The language emphasized above was added by amendment in 1989 (Pub. Act 86-998, § 1, eff. Dec. 18, 1989). Prior to the amendment, section 19(e) provided for the introduction of additional evidence at the Commission's hearings when that evidence related to matters occurring after the arbitration hearing or which was not introduced at the arbitration hearing for good cause. (See Ill. Rev. Stat. 1989, ch. 48, par. 138.19(e).) Honda maintains that the change in the statute evidences a legislative intent to prohibit the Commission from remanding a case to the arbitrator to hear additional evidence. We disagree.
Words used in a statute are to be given their plain and commonly understood meaning. ( Bohannon v. Industrial Comm'n (1992), 237 Ill. App. 3d 989, 606 N.E.2d 527, 179 Ill. Dec. 695.) Where the language of a statute is clear and unambiguous, the courts are obligated to enforce the law as enacted by the legislature. (See Illinois-Iowa Blacktop, Inc. v.
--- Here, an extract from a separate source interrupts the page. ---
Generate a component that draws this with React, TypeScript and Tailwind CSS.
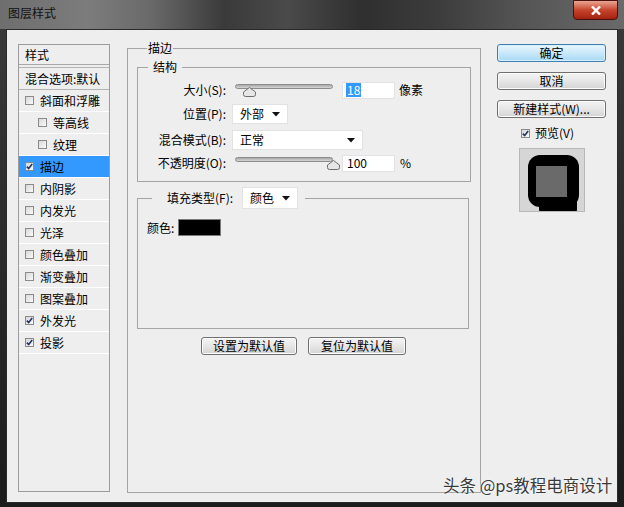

Industrial Comm'n (1989), 180 Ill. App. 3d 885, 536 N.E.2d 1008, 129 Ill. Dec. 958.) While it is clear the parties may no longer introduce additional evidence before the Commission, it is equally clear that such a prohibition does not extend to the introduction of evidence before the arbitrator. Section 19(e) makes absolutely no reference to the taking of additional evidence before the arbitrator. Nor does the statute limitin any way the Commission's power to remand the case to the arbitrator.
For the reasons indicated, we find the Commission's order remanding this cause to the arbitrator for the introduction of further evidence was not improper. Accordingly, because such an order is not final, this appeal is dismissed; and the cause is remanded to the arbitrator for further proceedings.
Appeal dismissed; cause remanded.
McCULLOUGH, P.J., RAKOWSKI, COLWELL, and RARICK, JJ., concur.